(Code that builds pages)

◆ ◆ ◆ ◆ ◆

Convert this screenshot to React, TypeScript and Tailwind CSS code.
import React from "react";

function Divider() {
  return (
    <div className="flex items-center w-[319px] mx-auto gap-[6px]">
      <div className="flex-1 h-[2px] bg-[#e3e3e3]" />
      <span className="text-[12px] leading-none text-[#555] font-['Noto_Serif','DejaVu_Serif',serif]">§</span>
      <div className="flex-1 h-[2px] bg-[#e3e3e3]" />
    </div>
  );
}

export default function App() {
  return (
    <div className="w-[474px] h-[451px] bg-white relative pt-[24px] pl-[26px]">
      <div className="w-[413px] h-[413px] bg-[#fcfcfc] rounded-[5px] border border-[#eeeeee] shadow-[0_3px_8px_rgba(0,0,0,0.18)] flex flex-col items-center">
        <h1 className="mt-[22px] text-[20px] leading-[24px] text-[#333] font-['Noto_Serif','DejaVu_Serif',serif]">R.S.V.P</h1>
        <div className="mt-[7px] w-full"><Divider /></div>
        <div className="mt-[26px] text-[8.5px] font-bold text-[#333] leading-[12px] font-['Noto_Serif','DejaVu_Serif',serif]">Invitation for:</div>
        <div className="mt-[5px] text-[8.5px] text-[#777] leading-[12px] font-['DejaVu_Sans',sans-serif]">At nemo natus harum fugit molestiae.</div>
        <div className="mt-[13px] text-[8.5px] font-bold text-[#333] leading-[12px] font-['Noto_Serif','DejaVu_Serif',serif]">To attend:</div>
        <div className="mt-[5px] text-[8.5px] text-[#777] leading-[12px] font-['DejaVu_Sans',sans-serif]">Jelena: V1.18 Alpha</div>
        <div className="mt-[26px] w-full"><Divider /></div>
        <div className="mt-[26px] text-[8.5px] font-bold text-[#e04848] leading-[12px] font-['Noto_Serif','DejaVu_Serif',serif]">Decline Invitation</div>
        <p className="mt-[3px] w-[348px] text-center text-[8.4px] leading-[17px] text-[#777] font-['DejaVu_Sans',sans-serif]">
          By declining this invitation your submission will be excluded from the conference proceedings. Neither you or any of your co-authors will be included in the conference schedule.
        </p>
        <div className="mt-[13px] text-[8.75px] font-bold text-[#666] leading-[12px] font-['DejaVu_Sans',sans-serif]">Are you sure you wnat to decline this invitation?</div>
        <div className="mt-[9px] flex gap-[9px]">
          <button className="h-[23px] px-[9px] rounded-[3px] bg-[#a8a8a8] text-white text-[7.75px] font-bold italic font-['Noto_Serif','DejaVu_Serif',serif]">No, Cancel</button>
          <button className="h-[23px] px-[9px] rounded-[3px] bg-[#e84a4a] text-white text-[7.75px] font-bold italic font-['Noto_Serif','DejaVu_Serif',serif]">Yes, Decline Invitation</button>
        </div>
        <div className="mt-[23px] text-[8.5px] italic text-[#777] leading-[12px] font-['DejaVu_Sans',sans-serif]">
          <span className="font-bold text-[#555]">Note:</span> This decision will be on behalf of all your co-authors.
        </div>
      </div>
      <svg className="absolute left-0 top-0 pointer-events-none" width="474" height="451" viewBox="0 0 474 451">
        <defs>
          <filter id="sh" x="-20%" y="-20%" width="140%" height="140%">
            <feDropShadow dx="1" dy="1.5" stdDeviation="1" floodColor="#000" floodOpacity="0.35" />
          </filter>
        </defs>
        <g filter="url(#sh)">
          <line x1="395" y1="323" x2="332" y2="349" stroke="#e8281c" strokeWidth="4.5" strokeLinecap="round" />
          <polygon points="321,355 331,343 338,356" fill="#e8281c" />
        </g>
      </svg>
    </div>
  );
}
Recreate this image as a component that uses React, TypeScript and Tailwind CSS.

◆ ◆ ◆ ◆ ◆

## Your objective:
State only how many lines in the material include "TypeScript".

## Correct output:
2